> [Exercise goal]: Extract word for word the lines of the listing from its start to the line holding "import React from", both ends kept; pictures are not part of the copy.

> [Material]:

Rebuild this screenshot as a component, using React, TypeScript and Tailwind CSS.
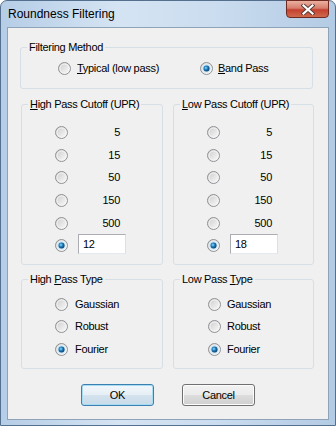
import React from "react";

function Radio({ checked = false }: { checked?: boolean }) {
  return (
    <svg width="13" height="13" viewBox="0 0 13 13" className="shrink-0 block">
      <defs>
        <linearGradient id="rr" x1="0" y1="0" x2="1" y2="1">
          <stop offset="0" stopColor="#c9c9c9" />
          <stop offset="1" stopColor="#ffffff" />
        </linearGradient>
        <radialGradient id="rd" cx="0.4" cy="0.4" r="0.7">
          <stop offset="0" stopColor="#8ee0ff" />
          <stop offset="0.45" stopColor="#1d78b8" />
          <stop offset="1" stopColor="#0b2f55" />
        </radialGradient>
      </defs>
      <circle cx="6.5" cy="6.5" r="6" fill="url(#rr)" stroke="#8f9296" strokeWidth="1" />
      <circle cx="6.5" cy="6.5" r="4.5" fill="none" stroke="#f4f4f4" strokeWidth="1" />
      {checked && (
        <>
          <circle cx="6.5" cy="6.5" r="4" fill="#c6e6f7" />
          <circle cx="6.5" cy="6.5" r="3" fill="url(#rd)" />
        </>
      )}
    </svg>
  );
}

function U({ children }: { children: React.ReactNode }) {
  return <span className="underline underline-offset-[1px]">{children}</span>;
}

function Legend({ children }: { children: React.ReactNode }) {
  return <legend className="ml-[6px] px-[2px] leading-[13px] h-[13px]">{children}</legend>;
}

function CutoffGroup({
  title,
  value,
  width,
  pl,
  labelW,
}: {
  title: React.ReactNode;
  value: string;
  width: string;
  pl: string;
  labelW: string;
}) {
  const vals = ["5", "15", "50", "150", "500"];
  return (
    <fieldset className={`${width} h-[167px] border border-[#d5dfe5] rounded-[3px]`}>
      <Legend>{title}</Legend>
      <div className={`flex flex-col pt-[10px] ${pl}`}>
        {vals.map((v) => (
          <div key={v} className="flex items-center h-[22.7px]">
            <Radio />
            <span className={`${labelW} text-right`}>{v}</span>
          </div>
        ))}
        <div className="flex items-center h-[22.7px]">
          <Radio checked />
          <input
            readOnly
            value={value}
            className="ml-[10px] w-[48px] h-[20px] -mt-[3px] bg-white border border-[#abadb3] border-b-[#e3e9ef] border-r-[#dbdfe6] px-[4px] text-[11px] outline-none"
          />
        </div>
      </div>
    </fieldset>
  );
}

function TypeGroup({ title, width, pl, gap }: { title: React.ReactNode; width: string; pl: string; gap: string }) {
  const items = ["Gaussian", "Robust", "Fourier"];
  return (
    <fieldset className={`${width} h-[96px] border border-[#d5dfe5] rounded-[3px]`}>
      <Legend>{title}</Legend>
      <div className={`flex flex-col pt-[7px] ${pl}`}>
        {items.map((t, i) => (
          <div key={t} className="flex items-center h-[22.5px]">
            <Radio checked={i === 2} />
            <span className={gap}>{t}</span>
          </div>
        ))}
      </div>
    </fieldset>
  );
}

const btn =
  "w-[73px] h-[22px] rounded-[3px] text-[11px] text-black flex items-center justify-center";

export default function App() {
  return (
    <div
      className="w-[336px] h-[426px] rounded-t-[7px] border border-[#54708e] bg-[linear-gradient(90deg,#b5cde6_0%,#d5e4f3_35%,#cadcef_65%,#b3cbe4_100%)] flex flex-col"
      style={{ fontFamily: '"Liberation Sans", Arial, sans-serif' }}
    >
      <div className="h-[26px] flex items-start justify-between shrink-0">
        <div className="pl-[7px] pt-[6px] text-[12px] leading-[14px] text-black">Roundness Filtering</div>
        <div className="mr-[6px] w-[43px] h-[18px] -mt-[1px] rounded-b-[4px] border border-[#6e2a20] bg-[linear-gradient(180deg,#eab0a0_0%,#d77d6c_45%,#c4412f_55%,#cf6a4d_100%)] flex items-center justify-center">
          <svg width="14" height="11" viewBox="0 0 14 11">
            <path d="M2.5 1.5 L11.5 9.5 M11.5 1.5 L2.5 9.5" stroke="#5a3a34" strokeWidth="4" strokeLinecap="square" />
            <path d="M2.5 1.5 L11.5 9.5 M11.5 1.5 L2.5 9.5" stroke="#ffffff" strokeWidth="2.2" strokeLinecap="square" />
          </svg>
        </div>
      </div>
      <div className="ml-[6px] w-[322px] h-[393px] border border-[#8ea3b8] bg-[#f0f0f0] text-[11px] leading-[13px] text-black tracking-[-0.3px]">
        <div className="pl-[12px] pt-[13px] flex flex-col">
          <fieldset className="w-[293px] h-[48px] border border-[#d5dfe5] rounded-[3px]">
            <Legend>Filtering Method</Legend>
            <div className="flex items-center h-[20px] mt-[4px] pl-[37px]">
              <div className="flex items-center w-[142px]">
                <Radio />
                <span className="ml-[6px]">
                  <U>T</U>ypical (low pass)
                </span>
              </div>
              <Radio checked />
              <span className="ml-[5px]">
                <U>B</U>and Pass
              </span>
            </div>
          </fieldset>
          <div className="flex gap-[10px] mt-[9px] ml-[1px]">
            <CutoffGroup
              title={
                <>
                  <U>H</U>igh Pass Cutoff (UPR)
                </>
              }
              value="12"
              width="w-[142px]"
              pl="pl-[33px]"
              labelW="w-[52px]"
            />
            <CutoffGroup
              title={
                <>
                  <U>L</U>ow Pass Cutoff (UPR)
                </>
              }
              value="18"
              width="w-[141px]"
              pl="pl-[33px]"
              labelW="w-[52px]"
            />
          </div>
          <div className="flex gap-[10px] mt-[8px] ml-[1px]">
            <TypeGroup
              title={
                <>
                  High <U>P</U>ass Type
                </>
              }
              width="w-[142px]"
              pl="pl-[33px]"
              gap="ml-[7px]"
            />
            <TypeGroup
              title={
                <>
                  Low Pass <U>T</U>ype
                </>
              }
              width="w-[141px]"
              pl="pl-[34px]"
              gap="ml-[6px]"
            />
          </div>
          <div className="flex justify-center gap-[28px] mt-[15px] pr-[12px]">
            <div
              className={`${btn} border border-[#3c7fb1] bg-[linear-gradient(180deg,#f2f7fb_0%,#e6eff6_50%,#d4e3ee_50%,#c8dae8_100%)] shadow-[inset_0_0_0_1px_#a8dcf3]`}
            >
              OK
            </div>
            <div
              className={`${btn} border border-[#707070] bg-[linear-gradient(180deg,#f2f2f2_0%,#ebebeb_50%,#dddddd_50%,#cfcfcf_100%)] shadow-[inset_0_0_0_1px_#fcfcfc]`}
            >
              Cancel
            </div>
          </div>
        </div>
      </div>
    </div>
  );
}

> [Finished task]:
Rebuild this screenshot as a component, using React, TypeScript and Tailwind CSS.
import React from "react";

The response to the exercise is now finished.